[Internalize] Rename instead of removal if a to-be-internalized comdat has more…

Authored by MaskRay on May 25 2021, 2:15 PM.


[Internalize] Rename instead of removal if a to-be-internalized comdat has more than one member

Beside the comdat any deduplication feature, instrumentations use comdat to
establish dependencies among a group of sections, to prevent section based
linker garbage collection from discarding some members without discarding all.
LangRef acknowledges this usage with the following wording:

All global objects that specify this key will only end up in the final object file if the linker chooses that key over some other key.

On ELF, for PGO instrumentation, a __llvm_prf_cnts section and its associated
__llvm_prf_data section are placed in the same GRP_COMDAT group. A
__llvm_prf_data is usually not referenced and expects the liveness of its
associated __llvm_prf_cnts to retain it.

The setComdat(nullptr) code (added by D10679) in InternalizePass can break the
use case (a __llvm_prf_data may be dropped with its associated __llvm_prf_cnts retained).
The main goal of this patch is to fix the dependency relationship.

I think it makes sense for InternalizePass to internalize a comdat and thus
suppress the deduplication feature, e.g. a relocatable link of a regular LTO can
create an object file affected by InternalizePass.
If a non-internal comdat in a.o is prevailed by an internal comdat in b.o, the
a.o references to the comdat definitions will be non-resolvable (references
cannot bind to STB_LOCAL definitions in b.o).

On PE-COFF, for a non-external selection symbol, deduplication is naturally
suppressed with link.exe and lld-link.

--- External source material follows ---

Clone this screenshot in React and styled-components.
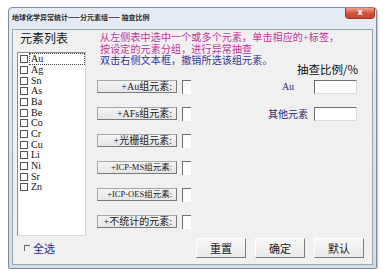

However, this is fuzzy on ELF and I tend
to believe the spec creator has not thought about this use case (see D102973).

GNU ld and gold are still using the "signature is name based" interpretation.
So even if D102973 for ld.lld is accepted, for portability, a better approach is
to rename the comdat. A comdat with one single member is the common case,
leaving the comdat can waste (sizeof(Elf64_Shdr)+4*2) bytes, so we optimize by
deleting the comdat; otherwise we rename the comdat.

Reviewed By: tejohnson

Differential Revision: https://reviews.llvm.org/D103043